Strange as it may seem, this is the only explanation for the fact that Stalin was appointed General Secretary of the Party in 1922. That is, Lenin and other leaders who had posts in the state gathered at the Politburo as needed and resolved the issues that had accumulated in the party. The party was growing rapidly in numbers, and, most importantly, the number of state issues facing party organizations, which had to be controlled, grew exponentially. Then the posts of party secretaries were introduced, i.e., people who made decisions from the Politburo, brought them to the attention of party organizations, and controlled their implementation.
Stalin unlike any other member of the Bolshevik Elite had actually lived in Russia his entire life and regardless of being Georgian he knew the Russian Mentality very, very well from living in exile with Peasants in Siberia for years at a time. Now of course other Bolsheviks also lived in Siberian Exile for various periods, but Stalin is unique in the depths to which he went native. For example, unlike the rest of the Bolsheviks who passed through exile Stalin actually developed a taste for hunting and fishing. The peasants even gave him guns in violation of the law against arming exiles for shooting game on top of letting him use their fishing equipment. That indicates he developed a friendly rapport with them. In one instance while ice fishing in winter he fell through a not so frozen lake and almost died and the family he was living with nursed him back to health. He also fathered a son with a widowed peasant women and while he didn’t exactly support the lad, he did come through for him later in life when he saved him from probably being shot due to Beria’s scheming. In any case Stalin’s illegitimate son would go on to have a fairly successful life in the USSR on his own merits and considering the fates of his Official Sons perhaps being illegitimate was preferable in the scheme of things. A very basic overview of Stalins life in exile can be read here if anyone is interested but in general, he seems to have genuinely fit in and enjoyed the experience.
Getting back on track, even arch Stalinist will admit that he was incredibly well read on an extremely wide range of subjects. Like Hitler for example Stalin could shift from talking about Opera and Literature to the technical specifics of automobiles and airplanes. Like Hitler he was not from the intelligentsia, unlike Lenin, Trotsky, and the jewish socialist filling the party ranks that Muxin mentioned above.
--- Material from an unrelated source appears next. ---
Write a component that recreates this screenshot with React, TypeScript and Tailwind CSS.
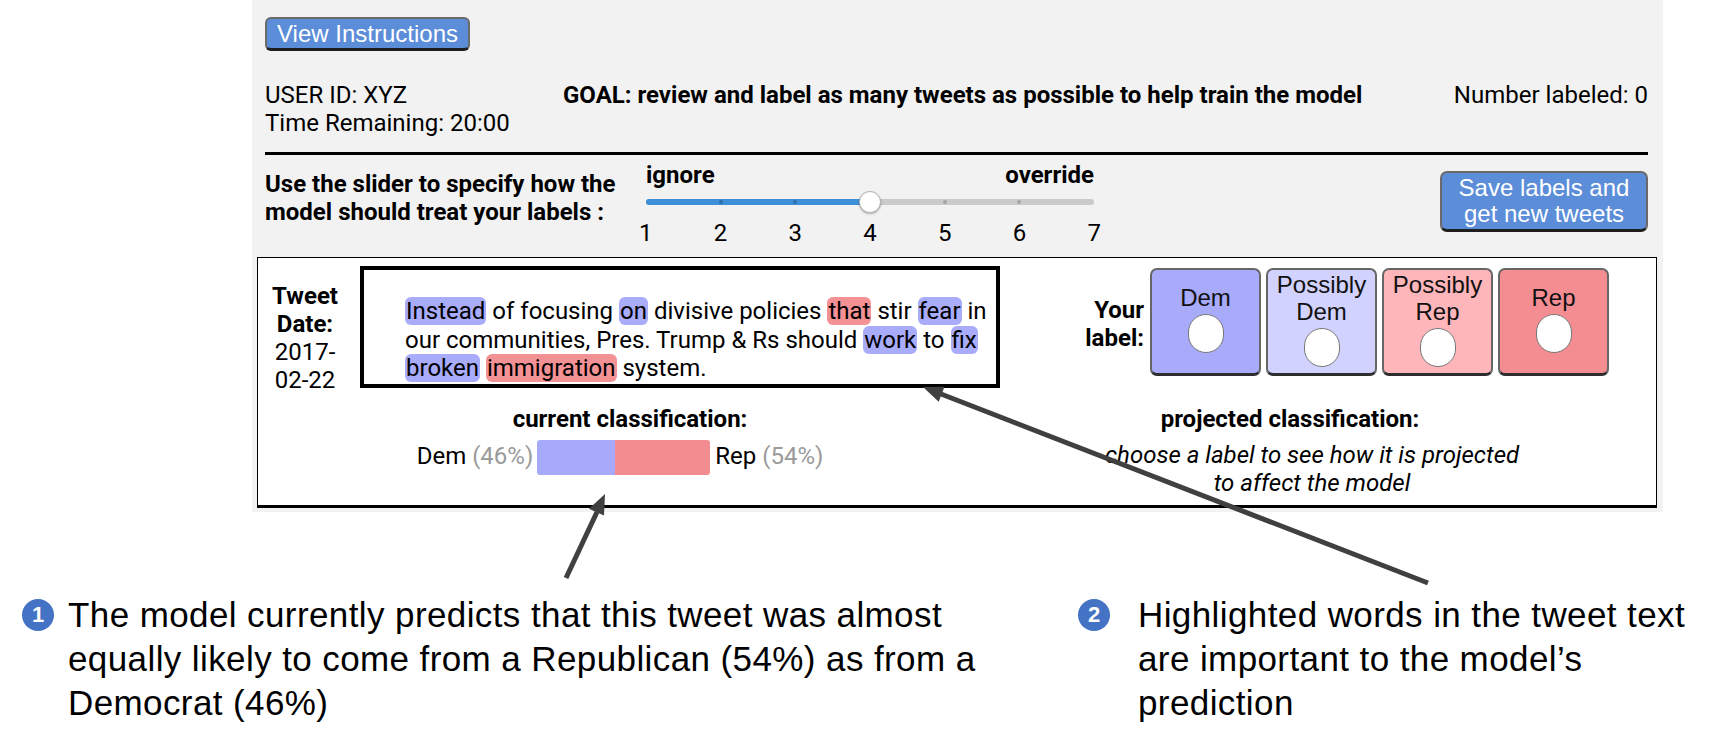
import React from "react";

const Hl = ({ red, children }: { red?: boolean; children: React.ReactNode }) => (
  <span className={red ? "rounded-[6px] bg-[#f49194] px-px" : "rounded-[6px] bg-[#a9abfb] px-px"}>{children}</span>
);

const LabelBox = ({ lines, bg }: { lines: string[]; bg: string }) => (
  <div
    className={`flex h-[108px] w-[111px] flex-col items-center rounded-[7px] border-2 border-b-[3px] border-[#666] border-b-[#2e2e2e] ${bg} ${
      lines.length === 1 ? "pt-[14px]" : "pt-px"
    }`}
  >
    <div className="text-center font-['Liberation_Sans',Arial,sans-serif] text-[24px] leading-[27px] text-[#111]">
      {lines.map((l) => (
        <div key={l}>{l}</div>
      ))}
    </div>
    <div className="mt-[3px] h-[39px] w-[36px] rounded-full border border-[#777] bg-white" />
  </div>
);

const Slider = () => (
  <div className="w-[448px]">
    <div className="flex justify-between text-[24px] font-bold leading-[28px]">
      <span>ignore</span>
      <span>override</span>
    </div>
    <div className="relative mt-[2px] flex h-[22px] items-center">
      <div className="h-[6px] w-full overflow-hidden rounded-full bg-[#cacaca]">
        <div className="h-full w-1/2 bg-[#3d8fd9]" />
      </div>
      {/* tick dots */}
      <div className="absolute left-[73px] top-[9px] h-[4px] w-[4px] rounded-full bg-[#2d6fae]" />
      <div className="absolute left-[147px] top-[9px] h-[4px] w-[4px] rounded-full bg-[#2d6fae]" />
      <div className="absolute left-[297px] top-[9px] h-[4px] w-[4px] rounded-full bg-[#a5a5a5]" />
      <div className="absolute left-[371px] top-[9px] h-[4px] w-[4px] rounded-full bg-[#a5a5a5]" />
      <div className="absolute left-[213px] top-0 h-[22px] w-[22px] rounded-full border border-[#b5b5b5] bg-white shadow-[0_1px_2px_rgba(0,0,0,0.3)]" />
    </div>
    <div className="-mx-[7px] mt-[6px] flex justify-between text-[24px] leading-[28px]">
      {[1, 2, 3, 4, 5, 6, 7].map((n) => (
        <span key={n}>{n}</span>
      ))}
    </div>
  </div>
);

export default function App() {
  return (
    <div className="relative h-[740px] w-[1732px] overflow-hidden bg-white font-['Roboto','Liberation_Sans',sans-serif] text-black">
      {/* app panel */}
      <div className="ml-[252px] w-[1411px] bg-[#f2f2f2] pb-[4px] pt-[17px]">
        <div className="pl-[13px] pr-[15px]">
          <button className="flex h-[34px] w-[205px] items-center justify-center rounded-[6px] border-2 border-b-[3px] border-[#6a6a6a] border-b-[#1e1e1e] bg-[#5b8dd8] font-['Liberation_Sans',Arial,sans-serif] text-[24px] leading-none text-white">
            View Instructions
          </button>

          <div className="mt-[30px] flex text-[24px] leading-[28px]">
            <div className="w-[298px]">
              <div>USER ID: XYZ</div>
              <div>Time Remaining: 20:00</div>
            </div>
            <div className="font-bold">GOAL: review and label as many tweets as possible to help train the model</div>
            <div className="flex-1 text-right">Number labeled: 0</div>
          </div>

          <div className="mt-[15px] h-[3px] bg-black" />

          <div className="mt-[6px] flex items-start">
            <div className="w-[381px] pt-[9px] text-[24px] font-bold leading-[28px]">
              <div>Use the slider to specify how the</div>
              <div>model should treat your labels :</div>
            </div>
            <Slider />
            <button className="ml-auto mt-[10px] flex h-[61px] w-[208px] flex-col items-center justify-center rounded-[7px] border-2 border-b-[3px] border-[#6a6a6a] border-b-[#1e1e1e] bg-[#5b8dd8] font-['Liberation_Sans',Arial,sans-serif] text-[24px] leading-[26px] text-white">
              <span>Save labels and</span>
              <span>get new tweets</span>
            </button>
          </div>
        </div>

        {/* tweet card */}
        <div className="ml-[5px] mt-[10px] w-[1400px] border border-b-[3px] border-black bg-white pb-[8px]">
          <div className="flex items-start">
            <div className="ml-[12px] mt-[24px] w-[70px] text-center text-[24px] leading-[28px]">
              <div className="font-bold">Tweet</div>
              <div className="font-bold">Date:</div>
              <div>2017-</div>
              <div>02-22</div>
            </div>
            <div className="ml-[20px] mt-[8px] h-[122px] w-[640px] border-4 border-black pl-[41px] pt-[27px] text-[24px] leading-[28.5px]">
              <div>
                <Hl>Instead</Hl> of focusing <Hl>on</Hl> divisive policies <Hl red>that</Hl> stir <Hl>fear</Hl> in
              </div>
              <div>
                our communities, Pres. Trump &amp; Rs should <Hl>work</Hl> to <Hl>fix</Hl>
              </div>
              <div>
                <Hl>broken</Hl> <Hl red>immigration</Hl> system.
              </div>
            </div>
            <div className="ml-auto mt-[38px] text-right text-[24px] font-bold leading-[28px]">
              <div>Your</div>
              <div>label:</div>
            </div>
            <div className="ml-[6px] mr-[47px] mt-[10px] flex gap-[5px]">
              <LabelBox lines={["Dem"]} bg="bg-[#a8aafa]" />
              <LabelBox lines={["Possibly", "Dem"]} bg="bg-[#d1d2fd]" />
              <LabelBox lines={["Possibly", "Rep"]} bg="bg-[#feb6ba]" />
              <LabelBox lines={["Rep"]} bg="bg-[#f38d91]" />
            </div>
          </div>

          <div className="mt-[11px] flex text-[24px] leading-[28px]">
            <div className="w-[724px]">
              <div className="pl-[20px] text-center font-bold">current classification:</div>
              <div className="mt-[7px] flex items-center justify-center">
                <span className="-mt-[4px]">
                  Dem <span className="text-[#9a9a9a]">(46%)</span>
                </span>
                <div className="ml-[4px] flex h-[35px] w-[173px] overflow-hidden rounded-[3px]">
                  <div className="w-[78px] bg-[#a7a9fa]" />
                  <div className="flex-1 bg-[#f28c90]" />
                </div>
                <span className="-mt-[4px] ml-[5px]">
                  Rep <span className="text-[#9a9a9a]">(54%)</span>
                </span>
              </div>
            </div>
            <div className="w-[616px] text-center">
              <div className="font-bold">projected classification:</div>
              <div className="mt-[8px] pl-[44px] italic">
                <div>choose a label to see how it is projected</div>
                <div>to affect the model</div>
              </div>
            </div>
          </div>
        </div>
      </div>

      {/* annotations */}
      <div className="mt-[81px] flex font-['Liberation_Sans',Arial,sans-serif] text-[35px] leading-[44px] tracking-[0.4px]">
        <div className="ml-[22px] flex w-[1056px] items-start">
          <div className="mt-[6px] flex h-[32px] w-[32px] shrink-0 items-center justify-center rounded-full bg-[#4472c4] text-[22px] font-bold tracking-normal text-white">
            1
          </div>
          <div className="ml-[14px]">
            The model currently predicts that this tweet was almost
            <br />
            equally likely to come from a Republican (54%) as from a
            <br />
            Democrat (46%)
          </div>
        </div>
        <div className="flex items-start">
          <div className="mt-[6px] flex h-[32px] w-[32px] shrink-0 items-center justify-center rounded-full bg-[#4472c4] text-[22px] font-bold tracking-normal text-white">
            2
          </div>
          <div className="ml-[28px]">
            Highlighted words in the tweet text
            <br />
            are important to the model’s
            <br />
            prediction
          </div>
        </div>
      </div>

      {/* arrows */}
      <svg className="pointer-events-none absolute left-0 top-0" width="1732" height="740">
        <line x1="566" y1="578" x2="597" y2="512" stroke="#404040" strokeWidth="5" />
        <polygon points="605,494 604,515.5 589,508.7" fill="#404040" />
        <line x1="1428" y1="583" x2="941" y2="394" stroke="#404040" strokeWidth="5" />
        <polygon points="923,387 944.5,386.7 938.7,401.7" fill="#404040" />
      </svg>
    </div>
  );
}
Muxin says that Lenin and these jews were jealous of Stalin but I disagree with him on that, the jews and former intelligentsia that made up the Bolshevik Elite simply disdained him and didn’t consider him a threat, which would be their undoing and change the trajectory of the USSR for a few decades.
As the last block of bold text above says in the early 20s party membership was rising as was the amount of mundane, difficult and thankless tasks associated with running the country and party. This resulted in the Politburo creating Secretaries that would oversee managing Party Affairs, but there was no distinction in 1922 between Party and State Affairs. Since Stalin had proven himself an unassuming but effective enough trouble shooter the Bolshevik Elite assumed he was an ideal candidate on whom to pawn off the increasingly unwelcome workload of managing the growing Party Bureaucracy, and it was this Bureaucracy that Controlled State Affairs. There is a nuance here that needs to be understood, the Bolsheviks wanted to enjoy the fruits of lording over a semi functioning state. That is, they didn’t want control over ruins, they wanted control over something they could milk. The problem is that in 1922 the State and Country were in shambles. So, the Party Bureaucracy overseeing the State Apparatus was expected to build and organize stuff and this was not something the majority of the Party Members in question had any interest in taking responsibility for. Professional revolutionaries like Lenin and Trotsky may be in their element critiquing, subverting, and undermining, but building something in a positive sense is beyond them. This is where Stalin started accumulating power and influence.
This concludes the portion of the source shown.